* [WHAT IS EXPECTED]
For the entries that follow, tally the lines holding the string "index". Give the total and nothing else.

* [EXERCISE INPUT]
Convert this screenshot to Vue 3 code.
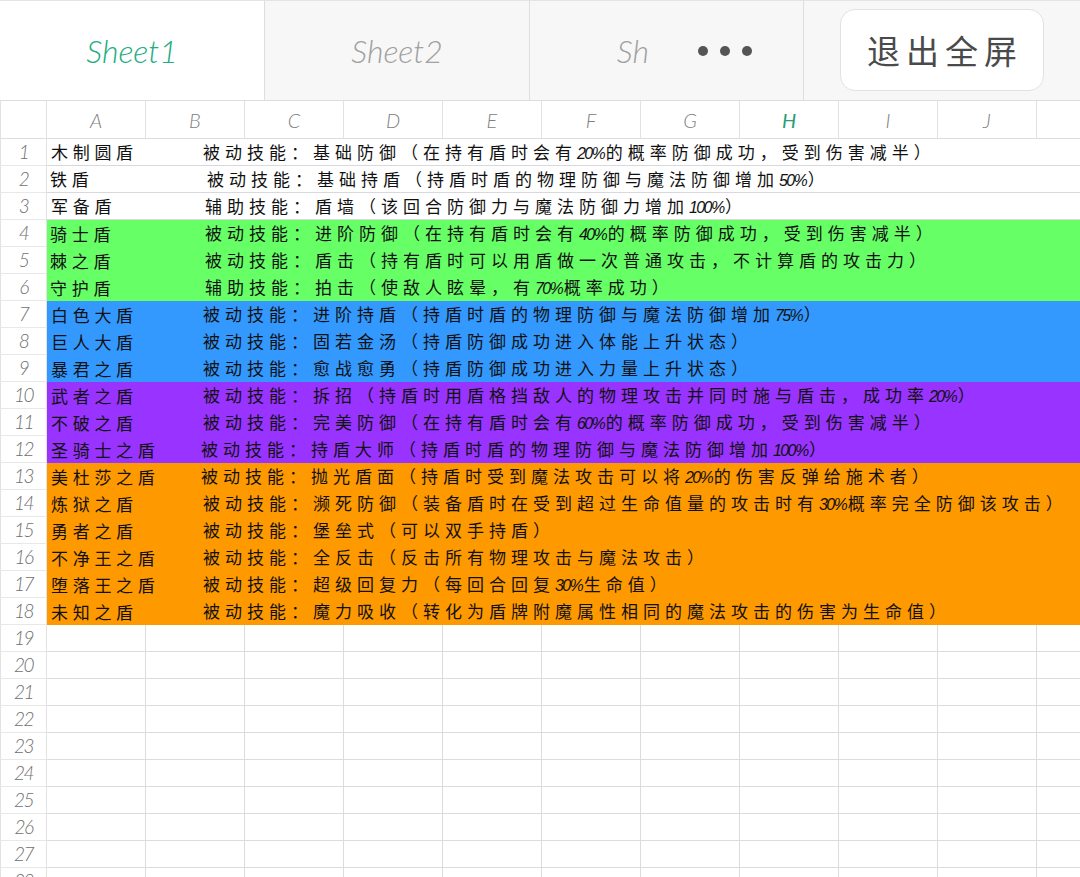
...
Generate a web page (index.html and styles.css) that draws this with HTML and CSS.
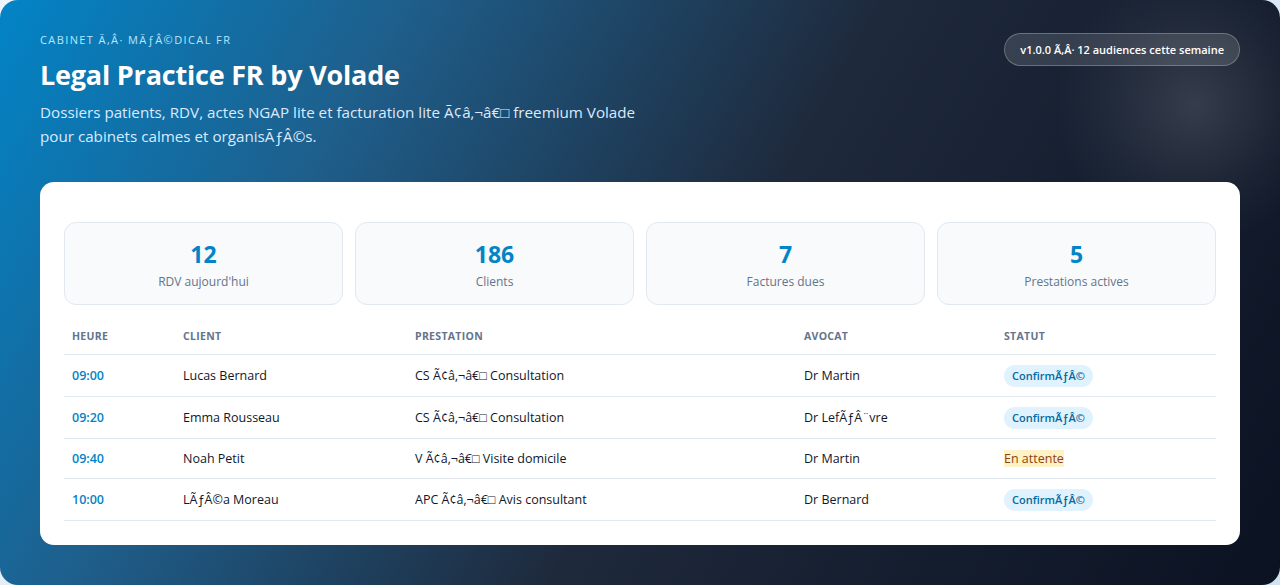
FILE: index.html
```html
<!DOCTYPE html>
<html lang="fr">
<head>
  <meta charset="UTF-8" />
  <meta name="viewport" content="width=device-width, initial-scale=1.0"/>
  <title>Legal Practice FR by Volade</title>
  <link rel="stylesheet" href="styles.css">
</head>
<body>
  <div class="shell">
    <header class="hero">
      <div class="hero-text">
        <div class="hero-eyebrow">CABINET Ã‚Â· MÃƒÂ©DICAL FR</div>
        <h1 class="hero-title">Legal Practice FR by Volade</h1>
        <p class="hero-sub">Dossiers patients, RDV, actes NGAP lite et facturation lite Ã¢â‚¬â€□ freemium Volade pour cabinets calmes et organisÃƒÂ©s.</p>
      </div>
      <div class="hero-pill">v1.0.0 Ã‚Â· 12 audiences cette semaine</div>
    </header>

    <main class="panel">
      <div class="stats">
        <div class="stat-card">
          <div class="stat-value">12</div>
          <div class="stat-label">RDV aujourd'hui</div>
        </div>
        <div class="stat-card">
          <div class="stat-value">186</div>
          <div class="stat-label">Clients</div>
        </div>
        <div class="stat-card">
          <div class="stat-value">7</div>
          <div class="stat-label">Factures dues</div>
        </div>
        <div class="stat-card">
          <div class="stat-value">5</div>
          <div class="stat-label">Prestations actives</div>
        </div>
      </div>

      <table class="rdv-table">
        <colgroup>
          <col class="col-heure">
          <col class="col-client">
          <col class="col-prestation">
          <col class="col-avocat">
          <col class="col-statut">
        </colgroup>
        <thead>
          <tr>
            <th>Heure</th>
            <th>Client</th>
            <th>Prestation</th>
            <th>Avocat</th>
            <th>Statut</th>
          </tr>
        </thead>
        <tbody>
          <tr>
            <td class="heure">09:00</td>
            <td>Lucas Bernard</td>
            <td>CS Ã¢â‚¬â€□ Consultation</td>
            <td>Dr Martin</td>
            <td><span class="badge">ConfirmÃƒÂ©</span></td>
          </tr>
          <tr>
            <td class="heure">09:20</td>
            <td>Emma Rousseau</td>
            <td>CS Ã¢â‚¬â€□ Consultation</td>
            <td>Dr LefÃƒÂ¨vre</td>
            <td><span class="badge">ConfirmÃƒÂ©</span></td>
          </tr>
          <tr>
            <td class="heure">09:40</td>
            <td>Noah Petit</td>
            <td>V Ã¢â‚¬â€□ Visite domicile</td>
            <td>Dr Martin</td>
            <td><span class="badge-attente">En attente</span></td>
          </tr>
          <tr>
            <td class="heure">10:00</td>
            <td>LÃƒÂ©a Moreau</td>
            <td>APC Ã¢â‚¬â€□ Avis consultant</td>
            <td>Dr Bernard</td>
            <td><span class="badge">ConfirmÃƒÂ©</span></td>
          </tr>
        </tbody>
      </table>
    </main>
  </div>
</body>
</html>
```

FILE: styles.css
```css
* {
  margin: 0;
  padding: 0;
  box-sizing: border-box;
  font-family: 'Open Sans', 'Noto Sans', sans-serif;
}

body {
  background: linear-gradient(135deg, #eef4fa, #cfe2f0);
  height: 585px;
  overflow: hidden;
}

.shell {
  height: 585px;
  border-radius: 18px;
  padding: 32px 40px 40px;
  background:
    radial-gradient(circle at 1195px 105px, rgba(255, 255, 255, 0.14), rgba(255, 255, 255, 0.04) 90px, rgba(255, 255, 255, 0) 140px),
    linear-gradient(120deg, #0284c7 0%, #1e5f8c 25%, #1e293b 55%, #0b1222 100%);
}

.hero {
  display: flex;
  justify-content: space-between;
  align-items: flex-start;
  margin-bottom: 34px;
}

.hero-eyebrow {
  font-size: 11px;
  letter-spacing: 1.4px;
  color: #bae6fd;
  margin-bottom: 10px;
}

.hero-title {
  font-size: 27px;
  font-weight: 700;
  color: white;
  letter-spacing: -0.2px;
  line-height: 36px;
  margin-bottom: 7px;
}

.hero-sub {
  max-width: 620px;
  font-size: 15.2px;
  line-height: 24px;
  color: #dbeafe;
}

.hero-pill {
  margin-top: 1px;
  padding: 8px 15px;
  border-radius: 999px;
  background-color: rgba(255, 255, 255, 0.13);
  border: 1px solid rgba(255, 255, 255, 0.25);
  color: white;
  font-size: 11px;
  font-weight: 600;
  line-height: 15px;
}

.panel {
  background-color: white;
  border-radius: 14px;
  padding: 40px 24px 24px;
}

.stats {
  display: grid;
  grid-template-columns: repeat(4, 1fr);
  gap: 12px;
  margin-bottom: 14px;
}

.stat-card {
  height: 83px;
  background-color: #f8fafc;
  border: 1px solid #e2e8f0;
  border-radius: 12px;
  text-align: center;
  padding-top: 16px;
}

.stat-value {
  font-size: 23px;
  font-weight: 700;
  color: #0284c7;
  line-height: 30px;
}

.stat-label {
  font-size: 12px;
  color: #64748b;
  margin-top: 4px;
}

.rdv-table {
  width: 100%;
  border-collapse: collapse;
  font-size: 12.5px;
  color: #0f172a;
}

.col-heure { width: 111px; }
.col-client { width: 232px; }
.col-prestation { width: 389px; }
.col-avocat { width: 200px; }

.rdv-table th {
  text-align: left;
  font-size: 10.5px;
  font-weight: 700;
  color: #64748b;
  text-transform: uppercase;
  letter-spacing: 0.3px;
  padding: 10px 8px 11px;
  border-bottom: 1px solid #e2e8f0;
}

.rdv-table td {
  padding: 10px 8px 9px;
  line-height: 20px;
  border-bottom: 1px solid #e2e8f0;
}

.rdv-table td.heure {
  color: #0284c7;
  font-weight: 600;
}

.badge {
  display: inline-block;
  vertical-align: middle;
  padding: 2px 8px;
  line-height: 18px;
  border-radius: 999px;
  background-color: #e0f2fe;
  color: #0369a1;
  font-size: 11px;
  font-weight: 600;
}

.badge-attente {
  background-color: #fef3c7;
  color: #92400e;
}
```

* [EXPECTED ANSWER]
2